Sunday 25 October 2009

Omon Ra - Victor Pelevin

It has taken me too long. I have wandered around Pelevin’s books for a few years now, trying to decide whether to spend money on them (and no, the library doesn’t have them). I wish now that I had done this sooner. Because I have been missing a real treat.

Omon Ra is a heart-breakingly bleak, absurdist, farce. Ostensibly a satire about the Soviet space programme – in which expendable young men are suborned for the pride of their Motherland into suicidally manning ‘automated’ spacecraft – this work goes much deeper and far wider. Beneath the layers of social satire are musings on the nature of reality, on growing up, on friendship. The despair-ridden backdrop, far bleaker than any moonscape, is shot through with moments of real tenderness.

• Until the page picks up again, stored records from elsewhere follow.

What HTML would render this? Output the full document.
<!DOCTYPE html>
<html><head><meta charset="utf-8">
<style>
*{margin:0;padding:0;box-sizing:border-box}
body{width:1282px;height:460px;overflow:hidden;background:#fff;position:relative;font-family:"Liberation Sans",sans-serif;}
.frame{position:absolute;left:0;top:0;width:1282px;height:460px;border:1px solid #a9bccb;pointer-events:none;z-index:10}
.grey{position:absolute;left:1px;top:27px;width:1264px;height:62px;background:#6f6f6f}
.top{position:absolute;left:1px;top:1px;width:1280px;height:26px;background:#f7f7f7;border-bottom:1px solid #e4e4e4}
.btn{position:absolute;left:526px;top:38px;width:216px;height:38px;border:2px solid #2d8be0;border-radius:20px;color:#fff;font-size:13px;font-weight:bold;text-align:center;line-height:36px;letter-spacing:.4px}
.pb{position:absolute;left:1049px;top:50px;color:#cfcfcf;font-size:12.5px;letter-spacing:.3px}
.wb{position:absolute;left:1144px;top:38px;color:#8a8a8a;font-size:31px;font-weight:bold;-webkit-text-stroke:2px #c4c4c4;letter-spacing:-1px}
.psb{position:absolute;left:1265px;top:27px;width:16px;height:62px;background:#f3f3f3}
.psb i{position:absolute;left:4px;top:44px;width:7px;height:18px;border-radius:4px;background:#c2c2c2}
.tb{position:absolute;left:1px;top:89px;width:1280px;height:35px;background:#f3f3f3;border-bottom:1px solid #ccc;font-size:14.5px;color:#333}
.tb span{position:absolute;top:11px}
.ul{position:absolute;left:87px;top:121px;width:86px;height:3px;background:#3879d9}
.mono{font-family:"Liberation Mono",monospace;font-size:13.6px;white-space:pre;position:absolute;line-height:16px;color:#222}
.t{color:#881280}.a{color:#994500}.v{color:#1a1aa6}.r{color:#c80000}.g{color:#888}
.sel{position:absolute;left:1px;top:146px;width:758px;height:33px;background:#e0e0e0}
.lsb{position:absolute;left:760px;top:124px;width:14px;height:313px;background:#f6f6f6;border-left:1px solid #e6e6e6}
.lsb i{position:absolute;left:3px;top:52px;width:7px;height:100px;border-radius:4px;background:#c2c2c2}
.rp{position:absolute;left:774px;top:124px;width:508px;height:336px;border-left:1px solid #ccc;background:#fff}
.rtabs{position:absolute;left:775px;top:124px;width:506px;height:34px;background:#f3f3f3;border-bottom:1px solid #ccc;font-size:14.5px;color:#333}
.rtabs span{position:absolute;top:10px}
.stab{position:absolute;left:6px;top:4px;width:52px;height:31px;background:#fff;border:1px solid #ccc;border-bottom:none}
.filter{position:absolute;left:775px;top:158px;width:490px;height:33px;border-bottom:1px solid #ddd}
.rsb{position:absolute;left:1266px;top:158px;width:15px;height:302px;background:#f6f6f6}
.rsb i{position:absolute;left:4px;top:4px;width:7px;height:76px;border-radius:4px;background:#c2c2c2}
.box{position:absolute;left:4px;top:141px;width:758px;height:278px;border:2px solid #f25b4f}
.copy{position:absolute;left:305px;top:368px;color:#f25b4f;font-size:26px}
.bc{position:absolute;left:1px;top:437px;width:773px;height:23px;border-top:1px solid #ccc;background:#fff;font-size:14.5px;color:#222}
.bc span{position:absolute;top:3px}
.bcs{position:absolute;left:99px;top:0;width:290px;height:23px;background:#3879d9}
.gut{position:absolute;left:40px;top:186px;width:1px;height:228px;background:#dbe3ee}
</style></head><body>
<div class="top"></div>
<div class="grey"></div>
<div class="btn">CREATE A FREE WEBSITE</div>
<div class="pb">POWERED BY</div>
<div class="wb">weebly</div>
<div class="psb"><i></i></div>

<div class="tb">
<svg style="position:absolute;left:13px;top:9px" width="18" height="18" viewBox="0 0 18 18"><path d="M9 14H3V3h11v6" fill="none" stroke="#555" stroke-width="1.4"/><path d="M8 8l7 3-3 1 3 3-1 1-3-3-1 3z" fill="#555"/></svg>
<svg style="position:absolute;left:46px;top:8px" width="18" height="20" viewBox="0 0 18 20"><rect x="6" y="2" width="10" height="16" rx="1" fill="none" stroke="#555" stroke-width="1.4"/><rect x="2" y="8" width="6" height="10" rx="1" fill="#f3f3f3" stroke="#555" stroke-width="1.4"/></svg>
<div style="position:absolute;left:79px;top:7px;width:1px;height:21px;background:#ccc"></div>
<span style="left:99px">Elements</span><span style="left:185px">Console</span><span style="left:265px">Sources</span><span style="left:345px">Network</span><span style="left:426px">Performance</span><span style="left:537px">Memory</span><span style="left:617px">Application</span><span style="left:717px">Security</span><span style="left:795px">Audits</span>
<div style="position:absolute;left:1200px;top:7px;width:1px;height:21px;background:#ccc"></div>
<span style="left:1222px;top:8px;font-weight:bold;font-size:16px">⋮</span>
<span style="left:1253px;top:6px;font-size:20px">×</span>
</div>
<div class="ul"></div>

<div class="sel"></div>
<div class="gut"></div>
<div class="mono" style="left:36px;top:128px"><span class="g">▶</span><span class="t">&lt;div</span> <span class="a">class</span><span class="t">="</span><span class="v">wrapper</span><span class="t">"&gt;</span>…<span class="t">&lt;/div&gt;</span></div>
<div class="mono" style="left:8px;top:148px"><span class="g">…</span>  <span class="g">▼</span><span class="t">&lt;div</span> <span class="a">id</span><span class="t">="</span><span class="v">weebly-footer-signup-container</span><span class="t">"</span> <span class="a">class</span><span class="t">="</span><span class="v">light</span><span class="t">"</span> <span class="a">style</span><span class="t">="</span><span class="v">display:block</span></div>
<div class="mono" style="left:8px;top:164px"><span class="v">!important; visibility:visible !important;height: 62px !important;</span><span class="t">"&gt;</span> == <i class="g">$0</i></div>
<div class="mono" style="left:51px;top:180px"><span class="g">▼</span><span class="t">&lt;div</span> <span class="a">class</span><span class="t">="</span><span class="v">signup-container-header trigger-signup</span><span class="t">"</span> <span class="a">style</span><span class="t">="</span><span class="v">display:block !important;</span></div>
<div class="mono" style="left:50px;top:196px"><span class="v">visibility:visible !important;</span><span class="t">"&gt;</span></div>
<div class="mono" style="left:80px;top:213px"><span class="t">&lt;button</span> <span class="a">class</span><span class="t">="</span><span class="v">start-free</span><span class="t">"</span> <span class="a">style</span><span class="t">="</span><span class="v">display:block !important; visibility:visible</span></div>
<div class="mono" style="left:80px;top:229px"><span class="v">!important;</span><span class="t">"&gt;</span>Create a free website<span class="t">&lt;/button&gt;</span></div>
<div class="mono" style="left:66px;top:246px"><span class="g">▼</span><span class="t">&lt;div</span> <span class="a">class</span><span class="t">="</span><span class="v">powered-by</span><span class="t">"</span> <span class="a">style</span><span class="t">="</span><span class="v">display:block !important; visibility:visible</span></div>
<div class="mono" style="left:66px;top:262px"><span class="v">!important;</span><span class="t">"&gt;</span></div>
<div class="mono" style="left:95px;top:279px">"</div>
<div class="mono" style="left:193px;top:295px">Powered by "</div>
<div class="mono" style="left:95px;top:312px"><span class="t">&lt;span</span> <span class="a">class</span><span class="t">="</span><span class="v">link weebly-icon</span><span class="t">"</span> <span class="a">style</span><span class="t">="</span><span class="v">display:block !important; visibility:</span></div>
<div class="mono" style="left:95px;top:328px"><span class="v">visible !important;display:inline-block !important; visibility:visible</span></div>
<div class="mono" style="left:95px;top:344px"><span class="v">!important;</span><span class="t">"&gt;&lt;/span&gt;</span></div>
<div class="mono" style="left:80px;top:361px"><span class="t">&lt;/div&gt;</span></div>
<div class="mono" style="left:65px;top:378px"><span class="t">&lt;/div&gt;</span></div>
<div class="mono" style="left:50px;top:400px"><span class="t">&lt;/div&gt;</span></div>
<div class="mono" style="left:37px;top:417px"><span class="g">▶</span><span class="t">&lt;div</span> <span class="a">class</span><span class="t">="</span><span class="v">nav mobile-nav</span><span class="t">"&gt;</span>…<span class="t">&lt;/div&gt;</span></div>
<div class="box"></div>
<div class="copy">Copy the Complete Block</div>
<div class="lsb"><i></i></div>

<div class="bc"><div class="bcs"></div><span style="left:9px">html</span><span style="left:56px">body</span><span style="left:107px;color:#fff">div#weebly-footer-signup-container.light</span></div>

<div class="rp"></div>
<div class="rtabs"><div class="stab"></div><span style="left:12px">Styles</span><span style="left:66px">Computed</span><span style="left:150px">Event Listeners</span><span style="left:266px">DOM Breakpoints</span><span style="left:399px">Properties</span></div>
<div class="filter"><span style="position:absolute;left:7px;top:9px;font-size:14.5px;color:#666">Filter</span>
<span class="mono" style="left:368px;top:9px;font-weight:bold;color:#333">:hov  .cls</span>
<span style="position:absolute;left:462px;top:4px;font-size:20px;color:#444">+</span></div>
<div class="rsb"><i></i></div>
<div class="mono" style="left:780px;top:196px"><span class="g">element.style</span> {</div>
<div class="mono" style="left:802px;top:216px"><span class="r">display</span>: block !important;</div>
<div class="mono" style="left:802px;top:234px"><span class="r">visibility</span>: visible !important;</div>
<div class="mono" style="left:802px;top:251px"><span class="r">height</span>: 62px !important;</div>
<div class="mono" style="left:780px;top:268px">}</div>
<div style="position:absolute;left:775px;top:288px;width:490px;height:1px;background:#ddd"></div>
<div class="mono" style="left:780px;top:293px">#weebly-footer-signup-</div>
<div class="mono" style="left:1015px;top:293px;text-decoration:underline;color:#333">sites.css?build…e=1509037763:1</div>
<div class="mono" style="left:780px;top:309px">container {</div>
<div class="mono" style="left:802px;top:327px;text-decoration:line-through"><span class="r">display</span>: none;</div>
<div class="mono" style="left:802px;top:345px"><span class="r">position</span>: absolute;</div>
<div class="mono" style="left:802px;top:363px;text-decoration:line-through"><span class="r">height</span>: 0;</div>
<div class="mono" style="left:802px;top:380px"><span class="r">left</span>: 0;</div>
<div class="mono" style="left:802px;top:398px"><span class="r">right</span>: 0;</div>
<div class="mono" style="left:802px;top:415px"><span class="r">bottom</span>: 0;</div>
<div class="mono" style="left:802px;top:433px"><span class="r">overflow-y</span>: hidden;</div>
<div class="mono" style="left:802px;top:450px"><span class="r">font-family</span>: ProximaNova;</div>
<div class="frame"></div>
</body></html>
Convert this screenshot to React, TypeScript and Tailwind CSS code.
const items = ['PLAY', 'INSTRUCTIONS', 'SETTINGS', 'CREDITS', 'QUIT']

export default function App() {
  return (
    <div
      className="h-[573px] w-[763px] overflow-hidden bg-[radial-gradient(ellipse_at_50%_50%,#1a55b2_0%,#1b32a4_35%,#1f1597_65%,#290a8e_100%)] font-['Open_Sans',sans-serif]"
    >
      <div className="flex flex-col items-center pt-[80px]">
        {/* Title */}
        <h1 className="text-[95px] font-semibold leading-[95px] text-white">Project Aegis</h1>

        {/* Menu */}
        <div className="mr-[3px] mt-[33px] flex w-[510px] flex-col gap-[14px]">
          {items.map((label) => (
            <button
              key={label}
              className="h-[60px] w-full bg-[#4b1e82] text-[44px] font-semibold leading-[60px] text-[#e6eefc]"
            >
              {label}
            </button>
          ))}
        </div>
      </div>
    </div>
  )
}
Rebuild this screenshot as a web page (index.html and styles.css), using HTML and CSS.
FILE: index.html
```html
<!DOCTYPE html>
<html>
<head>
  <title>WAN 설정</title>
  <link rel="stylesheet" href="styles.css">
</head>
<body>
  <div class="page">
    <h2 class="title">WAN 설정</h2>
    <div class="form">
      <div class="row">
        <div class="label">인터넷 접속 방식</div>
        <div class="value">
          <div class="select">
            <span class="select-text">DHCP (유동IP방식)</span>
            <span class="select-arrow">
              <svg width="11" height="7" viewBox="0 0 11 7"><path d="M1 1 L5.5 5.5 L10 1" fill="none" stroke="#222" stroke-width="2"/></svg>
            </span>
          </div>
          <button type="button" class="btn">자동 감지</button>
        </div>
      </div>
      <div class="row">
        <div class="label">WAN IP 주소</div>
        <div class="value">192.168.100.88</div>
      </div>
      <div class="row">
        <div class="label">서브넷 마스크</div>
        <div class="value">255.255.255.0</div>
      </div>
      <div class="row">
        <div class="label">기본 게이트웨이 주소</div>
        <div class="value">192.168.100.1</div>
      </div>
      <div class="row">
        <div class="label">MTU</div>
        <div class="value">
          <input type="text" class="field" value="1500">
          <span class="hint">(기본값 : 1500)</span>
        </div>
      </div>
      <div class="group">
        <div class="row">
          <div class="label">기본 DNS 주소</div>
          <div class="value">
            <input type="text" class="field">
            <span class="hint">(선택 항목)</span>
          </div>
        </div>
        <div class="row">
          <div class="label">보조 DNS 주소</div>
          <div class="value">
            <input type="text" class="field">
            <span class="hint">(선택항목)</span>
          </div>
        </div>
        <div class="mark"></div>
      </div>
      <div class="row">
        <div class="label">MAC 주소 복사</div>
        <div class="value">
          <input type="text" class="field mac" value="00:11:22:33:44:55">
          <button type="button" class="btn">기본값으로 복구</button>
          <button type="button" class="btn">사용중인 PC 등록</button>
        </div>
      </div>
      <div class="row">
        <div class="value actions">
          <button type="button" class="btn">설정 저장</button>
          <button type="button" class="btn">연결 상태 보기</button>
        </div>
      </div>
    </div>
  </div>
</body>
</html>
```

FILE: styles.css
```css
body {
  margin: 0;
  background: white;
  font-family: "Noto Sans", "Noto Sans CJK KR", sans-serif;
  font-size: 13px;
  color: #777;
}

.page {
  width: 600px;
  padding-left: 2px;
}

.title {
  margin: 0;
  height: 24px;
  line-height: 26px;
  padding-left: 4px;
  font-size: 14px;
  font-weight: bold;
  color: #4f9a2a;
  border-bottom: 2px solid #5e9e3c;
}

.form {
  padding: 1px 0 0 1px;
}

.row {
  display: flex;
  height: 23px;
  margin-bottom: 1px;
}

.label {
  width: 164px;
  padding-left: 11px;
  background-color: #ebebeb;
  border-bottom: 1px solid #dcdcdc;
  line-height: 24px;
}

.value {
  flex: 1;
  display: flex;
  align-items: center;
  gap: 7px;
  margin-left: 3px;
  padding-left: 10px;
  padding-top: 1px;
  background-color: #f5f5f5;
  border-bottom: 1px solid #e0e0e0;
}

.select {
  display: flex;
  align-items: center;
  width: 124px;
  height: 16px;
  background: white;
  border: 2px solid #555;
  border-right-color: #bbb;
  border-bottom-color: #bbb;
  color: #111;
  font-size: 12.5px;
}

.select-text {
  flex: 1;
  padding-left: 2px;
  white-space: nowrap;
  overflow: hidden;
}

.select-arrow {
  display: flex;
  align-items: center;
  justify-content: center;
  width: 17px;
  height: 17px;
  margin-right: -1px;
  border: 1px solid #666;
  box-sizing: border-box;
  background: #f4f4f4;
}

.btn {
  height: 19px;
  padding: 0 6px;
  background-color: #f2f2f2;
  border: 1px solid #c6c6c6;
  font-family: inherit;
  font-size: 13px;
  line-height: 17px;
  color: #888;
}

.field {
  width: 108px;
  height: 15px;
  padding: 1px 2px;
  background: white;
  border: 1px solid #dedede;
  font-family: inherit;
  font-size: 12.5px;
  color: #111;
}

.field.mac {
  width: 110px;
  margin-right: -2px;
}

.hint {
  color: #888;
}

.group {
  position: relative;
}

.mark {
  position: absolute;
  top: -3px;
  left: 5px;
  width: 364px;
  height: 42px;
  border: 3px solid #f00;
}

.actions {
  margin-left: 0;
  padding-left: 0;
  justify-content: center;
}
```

Written in a spare, matter of fact style in which the real and surreal work perfectly alongside each other, the idiocies of political ambition are thrown in sharp contrast with the simple desires of the human being. The ability to capture vivid moments with a handful of words, the complex weaving of imagery (wonderfully preserved in the translation by Andrew Bromfield), the sharp simplicity of the story, all speak of a master at work.

Whilst reading I caught flashes of the Strugatskys, Ballard, Beckett, and Kafka without the work ever being in their thrall. Pelevin has covered similar territory to these and other authors, but with his own distinct voice. I very much look forward to reading more of his work.